Reúnem-se, assim, na mesma ideia de comunidade, homens com interesses desiguais e opiniões (doxai) diferentes. A opinião, ou doxa, é a expressão daquilo que parece verdadeiro a cada um de nós, já que a verdade não pode ser provada, a não ser pela experiência. A cada um cabe a sua verdade, que é a sua opinião: dela pode persuadir ou não o interlocutor, mas, mesmo não o persuadindo, não deve construir no outro um inimigo. Como se diz em Minas, as ideias devem brigar; não os homens.
A reação contra a decisão do STF que extinguiu a exigência do diploma para jornalistas mostra como estamos distante da lógica política de Aristóteles. O corporativismo é a ampliação do egoísmo, o contrário da solidariedade. Que haja escolas de jornalismo, ótimo. Que haja cursos de cabeleireiros, de mestres-de-obras, de qualquer profissão, é excelente. Por pior que seja um curso, sempre acrescenta alguma coisa. Foi, no entanto, o corporativismo de alguns jornalistas, manifestado por dois ou três sindicatos da época, que reclamou do governo ditatorial a exigência do diploma, com dois objetivos: o de buscar status universitário para o ofício, e o de fechar o acesso das redações aos pobres.

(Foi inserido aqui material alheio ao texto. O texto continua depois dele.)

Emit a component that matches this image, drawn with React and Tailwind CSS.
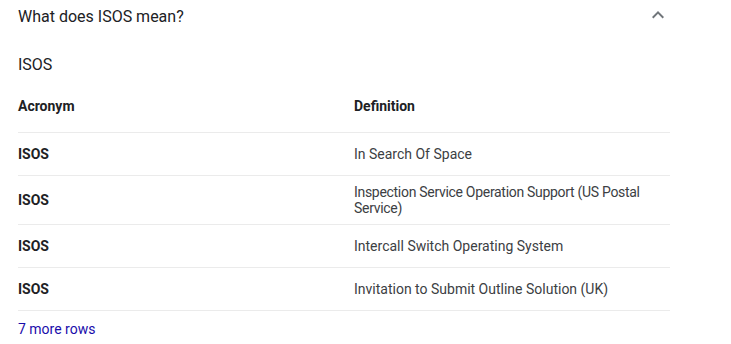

Os jornais do passado eram cheios de desdentados e mal vestidos, o que incomodava os bem nascidos. Muitos dos que se opuseram a essa exigência, nela viam discriminação contra os que não tinham como frequentar a universidade. Outros, por saber, pela experiência, que, fora do dia a dia das redações, é impossível aprender a fazer jornal. E por entender que o jornalismo é atividade política: mesmo em uma nota de 10 linhas, o redator faz sua escolha política, ao eleger o tema, encaminhar o assunto, buscar o ângulo que lhe pareça mais adequado. No Brasil, além de Machado de Assis, temos, entre dezenas de outros autodidatas, o excepcional Millôr Fernandes. Contínuo da revista O Cruzeiro aos 15 anos, tornou-se, na opinião geral – e deste colunista – o mais universal dos jornalistas e escritores brasileiros vivos. Aos 85 anos, continua imbatível em sua criatividade, em sua independência, em seu caráter.
Segundo a Declaração Universal dos Direitos Humanos, a que aderira o Brasil, todos têm o direito de divulgar opinião e informações, por qualquer meio. Informar é também opinar, é expressar a doxa do autor, revelar algo que lhe parece certo e verdadeiro. Quem informa, forma. Cabe aos leitores ou, conforme o axioma capitalista, ao mercado, decidir que produto consumir, que jornal comprar, que matéria ler.
Para o bem e para o mal, a internet já desabou os muros da discriminação, embora haja os que pretendam amordaçar os bytes.